Digital Deception Decoder 

July 27, 2018

MapLight and the Digital Intelligence (DigIntel) Lab at the Institute for the Future have teamed up on a free newsletter to help you track the most important news, research, and analysis of deceptive digital politics. Each week, we'll send you coverage of the webs of entities that seek to manipulate public opinion, their political spending ties, and the actors working to safeguard our democracy. Know someone who might be interested? Ask them to sign up!
  • Sen. Claire McCaskill (D-MO) is the first confirmed target of Russian attempts to meddle in the 2018 midterms, according to a report from the Daily Beast. The unsuccessful hack employed a variant of the method Russia used to hack John Podesta in 2016. Meanwhile, President Trump tweeted Tuesday that he expected Russia would be “pushing very hard for the Democrats” in 2018.  

  • It’s been a busy few days for Sen. McCaskill.  Earlier this week, she joined several congressional Democrats to introduce a bill making it a federal crime to knowingly spread false information about elections and voting eligibility -- proposing punishing those who spread false information designed to suppress the vote with a fine up to $100K and/or up to five years in prison.

  • Sen. Ron Wyden (D-OR) spoke with Colin Lecher of The Verge in a wide-ranging interview about confronting misinformation and protecting privacy online.  Wyden co-authored Section 230 of the Communications Decency Act in 1996, legislation that shields technology platforms from liability based on what their users say.  Here, he grapples thoughtfully with how technology companies could better use the “sword and shield” elements of that provision, 2016 election interference, and the role of the states in protecting net neutrality.

  • The company that helped make digital photo manipulation possible (and even easy) is now working to develop new tools and intelligence to spot photos that have been doctored for deceptive purposes. Vlad Morariu at Adobe explains how the new technology focuses on “three common tampering techniques—splicing, where parts of two different images are combined; copy-move, where objects in a photograph are moved or cloned from one place to another; and removal, where an object is removed from a photograph, and filled-in.”

  • The online response to a fake interview from Conservative Review TV and New York congressional candidate Alexandria Ocasio-Cortez is a reminder that the differentiation between satire and hoax is not always obvious to viewers.  What responsibility do outlets have to convey material as satire -- and when is unlabeled “satire” simply an attempt to manipulate? Robert Mackey outlines the controversy over the video in The Intercept.

  • Silicon Valley goes to Washington, Round 2.  Facebook, Google, and Twitter have been summoned to Washington, D.C. for a Senate Intelligence Committee hearing in September to discuss foreign political activity on their platforms.  As first reported by Emma Loop and Ryan Mac of BuzzFeed, Sen. Richard Burr (R-NC) says there’s no set date for the hearing yet.

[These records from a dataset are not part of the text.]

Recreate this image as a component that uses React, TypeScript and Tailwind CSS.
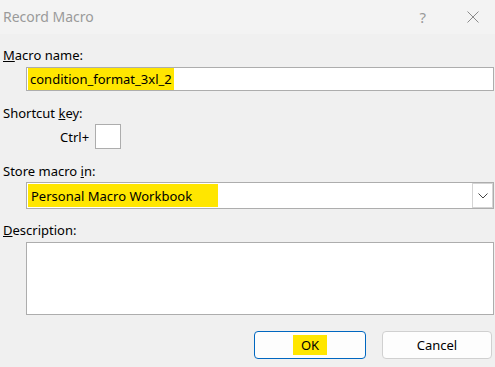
export default function App() {
  return (
    <div
      className="w-[495px] h-[367px] bg-[#f0f0f0] text-[13px] leading-4 text-black overflow-hidden"
      style={{ fontFamily: '"Noto Sans", "Open Sans", sans-serif' }}
    >
      {/* title bar */}
      <div className="h-[34px] bg-[#f3f3f3] flex items-center pl-[3px]">
        <span className="text-[14px] text-[#9a9a9a]">Record Macro</span>
        <span className="ml-auto text-[15px] text-[#9a9a9a] mr-[41px]">?</span>
        <svg width="12" height="12" viewBox="0 0 12 12" className="mr-[16px]">
          <path d="M0.5 0.5 L11.5 11.5 M11.5 0.5 L0.5 11.5" stroke="#8a8a8a" strokeWidth="1" />
        </svg>
      </div>

      <div className="flex flex-col pl-[3px] pr-[1px]">
        <div className="mt-[13px]">
          <u>M</u>acro name:
        </div>
        <div className="mt-[4px] ml-[23px] h-[24px] border border-[#adadad] bg-white flex items-center pl-px">
          <span className="h-[22px] w-[146px] bg-[#ffe600] pl-[2px] flex items-center">
            condition_format_3xl_2
          </span>
        </div>

        <div className="mt-[14px]">
          Shortcut <u>k</u>ey:
        </div>
        <div className="mt-[3px] flex items-center">
          <span className="ml-[57px]">Ctrl+</span>
          <div className="ml-[6px] w-[26px] h-[25px] border border-[#adadad] bg-white" />
        </div>

        <div className="mt-[14px]">
          Store macro <u>i</u>n:
        </div>
        <div className="mt-[3px] ml-[23px] h-[27px] border border-[#adadad] bg-white flex items-center pl-px">
          <span className="h-[23px] w-[190px] bg-[#ffe600] pl-[3px] flex items-center">
            Personal Macro Workbook
          </span>
          <div className="ml-auto h-[25px] w-[21px] border border-[#d4d4d4] flex items-center justify-center">
            <svg width="10" height="6" viewBox="0 0 10 6">
              <path d="M0.5 0.5 L5 5 L9.5 0.5" fill="none" stroke="#444" strokeWidth="1" />
            </svg>
          </div>
        </div>

        <div className="mt-[13px]">
          <u>D</u>escription:
        </div>
        <div className="mt-[4px] ml-[23px] h-[73px] border border-[#adadad] bg-white" />

        <div className="mt-[16px] flex justify-end gap-[16px] pr-[2px]">
          <button className="w-[112px] h-[28px] rounded-[4px] border border-[#0067c0] bg-[#fdfdfd] flex items-center justify-center">
            <span className="h-[20px] px-[8px] bg-[#ffe600] flex items-center">OK</span>
          </button>
          <button className="w-[110px] h-[28px] rounded-[4px] border border-[#d0d0d0] bg-[#fdfdfd] flex items-center justify-center">
            Cancel
          </button>
        </div>
      </div>
    </div>
  );
}
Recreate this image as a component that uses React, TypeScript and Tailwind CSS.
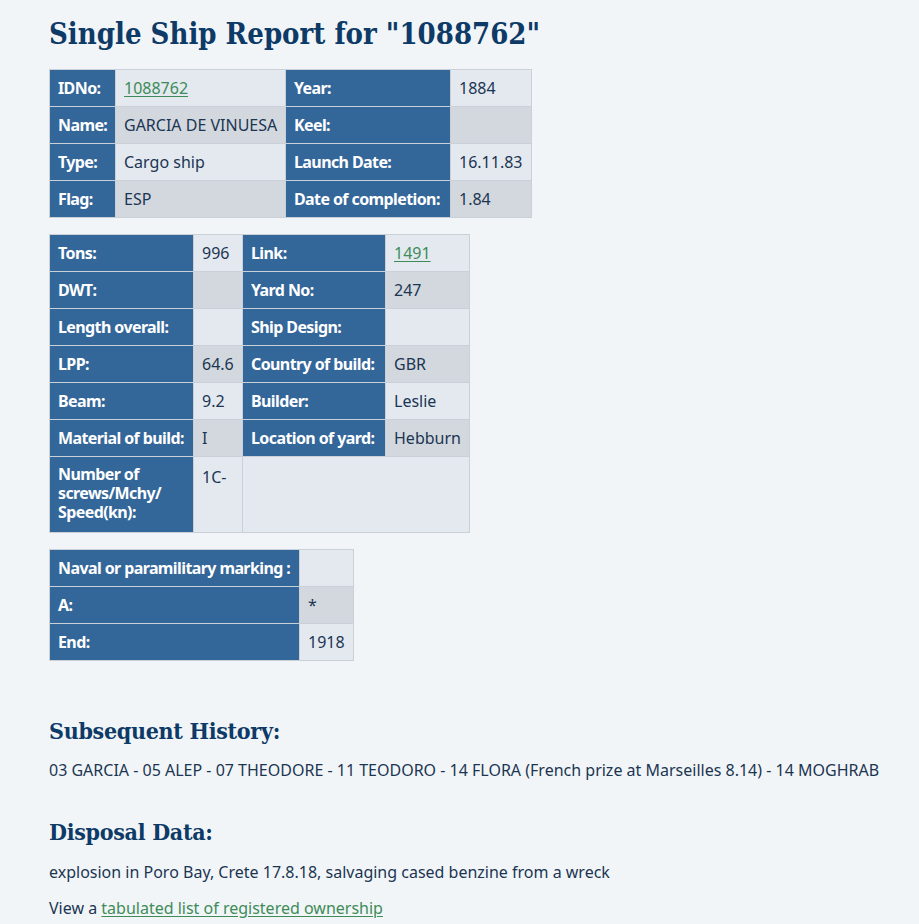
const label = 'bg-[#336699] text-white font-bold tracking-[-0.6px] px-2 border border-[#c9d0d8] text-left align-middle'
const light = 'bg-[#e4e9f0] px-2 border border-[#c9d0d8] align-middle'
const dark = 'bg-[#d3d8de] px-2 border border-[#c9d0d8] align-middle'
const link = 'text-[#3d8c57] underline underline-offset-2'
const serif = "font-['DejaVu_Serif_Condensed','DejaVu_Serif',serif] font-stretch-condensed font-bold text-[#0d3a66]"

function Main() {
  return (
    <table className="border-collapse text-[16px] text-[#1b3552] table-fixed w-[482px]">
      <colgroup>
        <col className="w-[66px]" />
        <col className="w-[170px]" />
        <col className="w-[165px]" />
        <col className="w-[81px]" />
      </colgroup>
      <tbody>
        <tr className="h-[37px]">
          <th className={label}>IDNo:</th>
          <td className={light}><a className={link} href="#">1088762</a></td>
          <th className={label}>Year:</th>
          <td className={light}>1884</td>
        </tr>
        <tr className="h-[37px]">
          <th className={label}>Name:</th>
          <td className={dark + ' whitespace-nowrap'}>GARCIA DE VINUESA</td>
          <th className={label}>Keel:</th>
          <td className={dark}></td>
        </tr>
        <tr className="h-[37px]">
          <th className={label}>Type:</th>
          <td className={light}>Cargo ship</td>
          <th className={label}>Launch Date:</th>
          <td className={light}>16.11.83</td>
        </tr>
        <tr className="h-[37px]">
          <th className={label}>Flag:</th>
          <td className={dark}>ESP</td>
          <th className={label + ' whitespace-nowrap'}>Date of completion:</th>
          <td className={dark}>1.84</td>
        </tr>
      </tbody>
    </table>
  )
}

function Dimensions() {
  const rows: [string, string, string, string | JSX.Element][] = [
    ['Tons:', '996', 'Link:', <a className={link} href="#">1491</a>],
    ['DWT:', '', 'Yard No:', '247'],
    ['Length overall:', '', 'Ship Design:', ''],
    ['LPP:', '64.6', 'Country of build:', 'GBR'],
    ['Beam:', '9.2', 'Builder:', 'Leslie'],
    ['Material of build:', 'I', 'Location of yard:', 'Hebburn'],
  ]
  return (
    <table className="border-collapse text-[16px] text-[#1b3552] table-fixed w-[420px]">
      <colgroup>
        <col className="w-[144px]" />
        <col className="w-[49px]" />
        <col className="w-[143px]" />
        <col className="w-[84px]" />
      </colgroup>
      <tbody>
        {rows.map((r, i) => {
          const v = i % 2 === 0 ? light : dark
          return (
            <tr key={i} className="h-[37px]">
              <th className={label + ' whitespace-nowrap'}>{r[0]}</th>
              <td className={v + ' whitespace-nowrap'}>{r[1]}</td>
              <th className={label + ' whitespace-nowrap'}>{r[2]}</th>
              <td className={v}>{r[3]}</td>
            </tr>
          )
        })}
        <tr className="h-[76px]">
          <th className={label + ' leading-[19px] align-top pt-[8px] pb-[6px]'}>Number of screws/Mchy/ Speed(kn):</th>
          <td className={light + ' align-top pt-[8px]'}>1C-</td>
          <td className={light} colSpan={2}></td>
        </tr>
      </tbody>
    </table>
  )
}

function Marking() {
  return (
    <table className="border-collapse text-[16px] text-[#1b3552] table-fixed w-[304px]">
      <colgroup>
        <col className="w-[250px]" />
        <col className="w-[54px]" />
      </colgroup>
      <tbody>
        <tr className="h-[37px]">
          <th className={label + ' whitespace-nowrap'}>Naval or paramilitary marking :</th>
          <td className={light}></td>
        </tr>
        <tr className="h-[37px]">
          <th className={label}>A:</th>
          <td className={dark}>*</td>
        </tr>
        <tr className="h-[37px]">
          <th className={label}>End:</th>
          <td className={light}>1918</td>
        </tr>
      </tbody>
    </table>
  )
}

export default function App() {
  return (
    <div className="min-h-screen bg-[#f2f5f8] pl-[49px] pr-[20px] pt-[12px] pb-4 font-['Noto_Sans','Open_Sans',sans-serif] text-[#1b3552]">
      <h1 className={serif + ' text-[29px] leading-[44px]'}>
        Single Ship Report for "1088762"
      </h1>
      <div className="mt-[13px] flex flex-col items-start gap-[16px]">
        <Main />
        <Dimensions />
        <Marking />
      </div>
      <h2 className={serif + ' mt-[53px] text-[23px] leading-[34px] tracking-[-0.3px]'}>
        Subsequent History:
      </h2>
      <p className="mt-[10px] text-[16px] leading-[24px] whitespace-nowrap">
        03 GARCIA - 05 ALEP - 07 THEODORE - 11 TEODORO - 14 FLORA (French prize at Marseilles 8.14) - 14 MOGHRAB
      </p>
      <h2 className={serif + ' mt-[33px] text-[23px] leading-[34px] tracking-[-0.3px]'}>
        Disposal Data:
      </h2>
      <p className="mt-[11px] text-[16px] leading-[24px]">
        explosion in Poro Bay, Crete 17.8.18, salvaging cased benzine from a wreck
      </p>
      <p className="mt-[12px] text-[16px] leading-[24px]">
        View a <a className={link} href="#">tabulated list of registered ownership</a>
      </p>
    </div>
  )
}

  • A study from economists at Stanford and Brown Universities finds Donald Trump performed worse during the 2016 election among internet users than previous Republican candidates.   Jesse Shapiro, one of the paper’s co-authors, tells Will Oremus at Slate that “The question is not whether the internet is having any impact on politics—it surely is—but whether it deserves the top billing it often gets in discussions about the election.”

  • MIT professor Sinan Aral writes thoughtfully in the Harvard Business Review about the challenging road ahead to recognize and prevent the spread of false news online.  Aral breaks the solutions down into four categories: “educating the players, changing their incentives, improving technological tools, and (the right amount of) governmental oversight.”

  • Michael Riley, Lauren Etter and Bibhudatta Pradhan of Bloomberg outline chilling examples of state-sponsored and state-incited trolling in more than a dozen countries across the globe. ICYMI - Last week we highlighted a report rife with case studies on state-sponsored trolling from Carly Nyst and Nick Monaco at the DigIntel Lab.